There are sharper and blunter parts of the edge, for different types of cutting, as well as a point for piercing.
I know exactly how to use this to butcher a carcass.
A homo erectus made it
Some ancestor of mine, three species ago, made a tool that fits my hand perfectly, and that I still know how to use.
Who were you
A man? A woman? Did you even use those words?
Did you craft alone or were you with friends? Did you sing while you worked?
Did you find this stone yourself, or did you trade for it?
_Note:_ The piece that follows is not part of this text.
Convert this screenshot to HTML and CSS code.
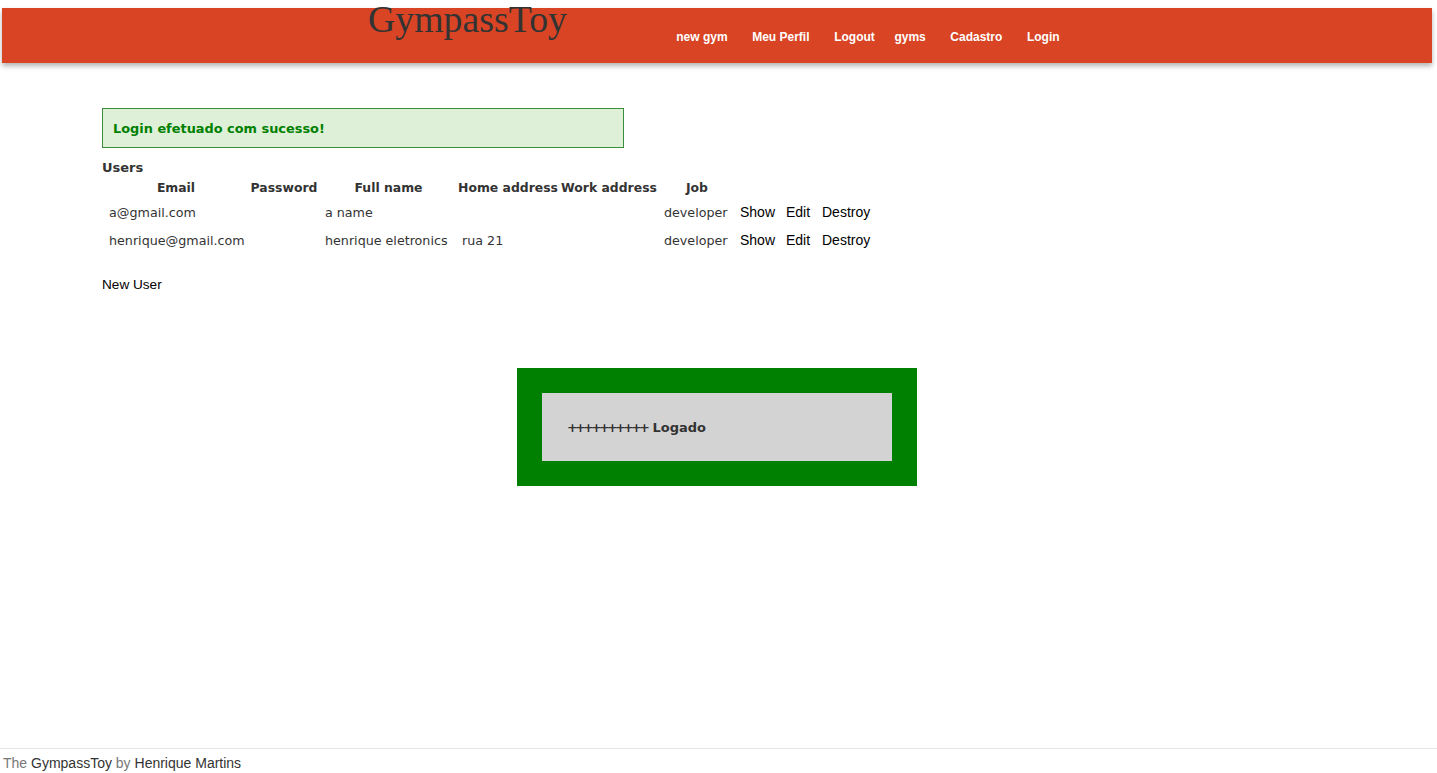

Was it a gift?
Did you make it for yourself, or someone else, or does the distinction of personal property not really apply here?
Who were you?
What would you think today, seeing your descendant hold your tool and sob because it fits her hands as well?
What about your other descendant, the docent and caretaker of your tool, holding her hands under it the way you hold your hands under your baby's head when a stranger holds them.
Is it bizarre to you, that your most utilitarian object is now revered as holy?
Or has it always been divine?
Or is the divine in how I am watching videos on how to knap stone made by your other descendants, learning by example the way you did?
Tomorrow morning I am going to the local riverbed in search of the appropriate stones, and I will follow your example.
The first blood spilled on it will almost certainly be my own, as I learn the textures and rhythm of how it's done.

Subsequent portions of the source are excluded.